100$/kwh on a battery that does 1000 cycles is 10c/kwh, 5000 cycles ("Claimed" lifepo4 these days), that's 2c per kwh. These aren't that unreasonable, albeit one would need to account for cost of capital and so on increasing these effective numbers.

Batteries are already economical in most grids where they can arbitrage daily prices of 0-10c during the day to 10-30c during the night, with the occasional outlier event contributing dollars per kwh.

They will never load-shift across seasons, agreed, but for daily loadshifting they are already economical, and being 90%+ efficient (and very simple/easy to deploy and scale) is part of why they're popular. It opens up power shifting opportunities that aren't just daytime solar too.

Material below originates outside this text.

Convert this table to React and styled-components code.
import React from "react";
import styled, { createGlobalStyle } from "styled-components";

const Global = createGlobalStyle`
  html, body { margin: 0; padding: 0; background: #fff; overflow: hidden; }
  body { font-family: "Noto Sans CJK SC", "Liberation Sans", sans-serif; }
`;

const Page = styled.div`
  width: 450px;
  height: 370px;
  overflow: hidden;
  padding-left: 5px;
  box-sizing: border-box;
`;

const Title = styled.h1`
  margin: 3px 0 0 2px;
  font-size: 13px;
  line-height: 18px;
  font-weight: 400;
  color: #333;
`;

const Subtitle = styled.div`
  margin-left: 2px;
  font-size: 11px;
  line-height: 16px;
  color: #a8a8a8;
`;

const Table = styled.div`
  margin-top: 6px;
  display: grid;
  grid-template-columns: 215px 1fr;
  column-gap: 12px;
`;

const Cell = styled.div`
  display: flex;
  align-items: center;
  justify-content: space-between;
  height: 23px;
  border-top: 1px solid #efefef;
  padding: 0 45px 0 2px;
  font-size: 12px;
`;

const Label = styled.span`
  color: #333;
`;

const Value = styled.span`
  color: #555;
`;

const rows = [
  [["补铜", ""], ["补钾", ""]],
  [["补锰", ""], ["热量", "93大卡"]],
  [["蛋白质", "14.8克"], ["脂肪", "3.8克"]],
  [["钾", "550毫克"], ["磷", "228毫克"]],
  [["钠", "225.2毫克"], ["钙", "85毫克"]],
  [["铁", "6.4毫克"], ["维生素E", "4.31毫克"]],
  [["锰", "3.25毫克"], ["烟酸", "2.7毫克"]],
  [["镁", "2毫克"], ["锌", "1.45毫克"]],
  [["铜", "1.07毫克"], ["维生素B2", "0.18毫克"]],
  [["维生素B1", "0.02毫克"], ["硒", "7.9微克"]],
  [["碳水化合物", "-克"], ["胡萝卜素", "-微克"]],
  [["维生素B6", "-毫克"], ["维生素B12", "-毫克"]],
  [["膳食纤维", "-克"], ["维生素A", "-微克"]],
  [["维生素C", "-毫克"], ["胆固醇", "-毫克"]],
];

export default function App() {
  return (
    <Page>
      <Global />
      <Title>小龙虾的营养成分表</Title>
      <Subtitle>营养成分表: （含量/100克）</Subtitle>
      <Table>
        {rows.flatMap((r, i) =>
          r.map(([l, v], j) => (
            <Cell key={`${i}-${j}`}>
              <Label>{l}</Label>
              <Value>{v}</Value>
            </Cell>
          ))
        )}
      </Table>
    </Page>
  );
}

you're undercounting cycles for batteries. batteries are quoted for until 80% capacity is left which makes sense for mobile applications, but for grid storage, a battery that's 80% degraded is still useful. as such, you probably get 15-20k cycles before it's worth recycling
They are doing seasonal storage - i.e. on a timescale of a year! So no, they are not doing 5000 f*king cycles!

This is systematic fraud by the renewables industry and should be called out.

He was talking about batteries there, not Standard Thermal's storage solution. The point of the thermal storage is that it is complementary to batteries, which aren't suitable for seasonal storage and are not being used for seasonal storage.
Kilowatt hour of capacity and kilowatt hour delivered are two very different numbers. Sources rarely distinguish, and you're almost certainly confusing them if you think batteries have to get down to $1.
Correlated errors are a problem in all sorts of places. Most statistics assume everything is independent; super important to verify that before drawing conclusions.